Since it was founded in 1961, Amnesty was controlled from London, since a majority of its donors are from wealthy western democracies - the so-called "Global North". Now Amnesty wants to extend its influence to the "Global South" - the less developed countries (LDCs), and growing powers like Brazil, China, India and Russia.
"We want to be taken seriously in India. So, we decided to be Indian in character, obtain funds from Indian donors, and be led by an Indian. Amnesty India's business strategy aims to be fully self-reliant by 2019", says V Shashikumar, joint head of Amnesty India, along with V Anantapadmanabhana.
This new approach has disconcerted Kashmiri separatists, long been accustomed to pliant HR reportage. When an Amnesty team visited Srinagar in 2012, local newspapers complained a "compromised Amnesty" could not be fair. Separatists Syed Ali Shah Geelani and Yasin Malik told the delegation only foreigners could be trusted.
Militants, including Hizbul Mujahideen chief, Syed Salahuddin, were more scathing, declaring Amnesty worked "hand-in-glove" with New Delhi.
"They (Amnesty) are shedding crocodile tears to mislead people. Tell me how many times they have taken the issue of atrocities on civilians in Kashmir by forces to international forums," Salahuddin told Srinagar-based Kashmir News Service (KNS) over the phone on April 7, 2013,
Amnesty India is now a 50,000-member organisation that no longer relies on London for direction or funding. Its team of 80 workers reach out to potential Indian donors and members through a sophisticated social media campaign.

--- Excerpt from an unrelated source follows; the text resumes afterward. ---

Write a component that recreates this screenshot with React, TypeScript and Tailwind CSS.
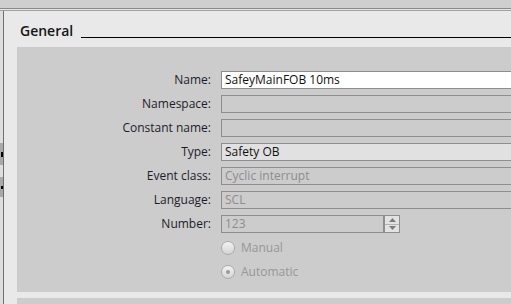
import React from "react";

type Field = {
  label: string;
  value?: string;
  kind: "edit" | "readonly" | "select" | "disabled";
};

const fields: Field[] = [
  { label: "Name:", value: "SafeyMainFOB 10ms", kind: "edit" },
  { label: "Namespace:", kind: "readonly" },
  { label: "Constant name:", kind: "readonly" },
  { label: "Type:", value: "Safety OB", kind: "select" },
  { label: "Event class:", value: "Cyclic interrupt", kind: "disabled" },
  { label: "Language:", value: "SCL", kind: "disabled" },
];

const boxStyle = {
  edit: "bg-white text-[#111]",
  readonly: "bg-[#cccccc] text-[#111]",
  select: "bg-[#e1e1e1] text-[#111]",
  disabled: "bg-[#cccccc] text-[#8d8d8d]",
};

const Label = ({ children }: { children: React.ReactNode }) => (
  <span className="w-[194px] shrink-0 text-right text-[#1c1c2a] whitespace-nowrap">{children}</span>
);

const Radio = ({ label, checked }: { label: string; checked?: boolean }) => (
  <div className="flex items-center h-[18px]">
    <span className="w-[194px] shrink-0" />
    <div className="ml-[10px] flex items-center -mt-[1px]">
      <span className="w-[14px] h-[14px] rounded-full border border-[#ababab] bg-gradient-to-b from-[#f3f3f3] to-[#d5d5d5] flex items-center justify-center">
        {checked && <span className="w-[4px] h-[4px] rounded-full bg-[#9a9a9a]" />}
      </span>
      <span className="ml-[6px] text-[#979797]">{label}</span>
    </div>
  </div>
);

export default function App() {
  return (
    <div className="w-[511px] h-[304px] overflow-hidden bg-[#e9e9e9] flex flex-col font-['Open_Sans',sans-serif] text-[12px]">
      <div className="h-[8px] shrink-0 bg-[#cfcfcf]" />
      <div className="h-px shrink-0 bg-[#8a8a8a]" />
      <div className="h-px shrink-0 bg-[#e4e4e4]" />
      <div className="h-px shrink-0 bg-[#a2a2a2]" />

      <div className="flex flex-1 min-h-0">
        {/* collapsed side tabs */}
        <div className="w-[3px] shrink-0 bg-[#dedede] flex flex-col pt-[132px] gap-[12px]">
          <div className="h-[22px] bg-[#a9a9a9] flex items-center justify-end">
            <span className="w-[2px] h-[5px] bg-black" />
          </div>
          <div className="h-[20px] bg-[#a9a9a9] flex items-center justify-end">
            <span className="w-[2px] h-[3px] bg-black" />
          </div>
        </div>
        <div className="w-px shrink-0 bg-[#6f6f6f]" />

        <div className="flex-1 min-w-0 flex flex-col pl-[13px]">
          <div className="h-[36px] shrink-0 flex items-start">
            <span className="ml-[3px] mt-[10px] text-[14px] leading-[19px] font-semibold text-[#161616]">General</span>
            <div className="flex-1 h-px bg-black mt-[26px] ml-[8px]" />
          </div>

          <div className="h-[245px] shrink-0 bg-[#cccccc] pt-[24px] flex flex-col gap-[6px]">
            {fields.map((f) => (
              <div key={f.label} className="flex items-center h-[18px]">
                <Label>{f.label}</Label>
                <div
                  className={`ml-[10px] w-[300px] shrink-0 h-[18px] border border-[#8e8e8e] px-[3px] leading-[16px] whitespace-nowrap ${boxStyle[f.kind]}`}
                >
                  {f.value}
                </div>
              </div>
            ))}

            <div className="flex items-center h-[18px]">
              <Label>Number:</Label>
              <div className="ml-[10px] w-[179px] shrink-0 h-[18px] border border-[#8e8e8e] flex">
                <span className="flex-1 px-[3px] leading-[16px] text-[#8d8d8d]">123</span>
                <div className="w-[16px] border-l-2 border-[#8e8e8e] bg-[#e2e2e2] flex flex-col">
                  <div className="flex-1 flex items-center justify-center">
                    <svg width="7" height="4" viewBox="0 0 7 4">
                      <path d="M3.5 0 L7 4 L0 4 Z" fill="#7c7c7c" />
                    </svg>
                  </div>
                  <div className="h-px bg-[#b4b4b4]" />
                  <div className="flex-1 flex items-center justify-center">
                    <svg width="7" height="4" viewBox="0 0 7 4">
                      <path d="M0 0 L7 0 L3.5 4 Z" fill="#7c7c7c" />
                    </svg>
                  </div>
                </div>
              </div>
            </div>

            <Radio label="Manual" />
            <Radio label="Automatic" checked />
          </div>

          <div className="h-[6px] shrink-0" />
          <div className="flex-1 bg-[#cccccc]" />
        </div>
      </div>
    </div>
  );
}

"We have told the government that we are eliminating any dependence on foreign funding. That means laws like the Foreign Contribution (Regulation) Act, 2010 (FCRA) will no longer be a bugbear", says Shashikumar.
Yet, Amnesty intends to continue its "campaigning" approach, releasing reports publicly, and goading New Delhi to act. This contrasts with the "advocacy" approach of other HR bodies like Human Rights Watch (HRW), or the United Nations Commission for Human Rights, which work behind-the-scenes with the government.
In 2011, Amnesty published 'A lawless law', a report on the draconian J&K Public Safety Act, 1978, under which Amnesty says 8,000-20,000 citizens have been detained without charge or trial over the past two decades.
Amnesty is also campaigning against the Armed Forces Special Powers (Jammu and Kashmir) Act, 1990, especially Section 7, which mandates prior permission from the central government to prosecute a member of the military in areas where the AFSPA is in force.
New Delhi remains suspicious. An Intelligence Bureau report, prepared soon after the Narendra Modi government came to power, painted foreign-funded non-government organisations as encumbrances to India's economic growth - responsible for a presumptive loss to India's GDP of 2-3 per cent. The report named several NGOs including Greenpeace India, Amnesty and ActionAid, accusing them for stalling industrial projects, such as those floated by POSCO and Vedanta, by operating through local organisations such as PUCL and Narmada Bachao Andolan.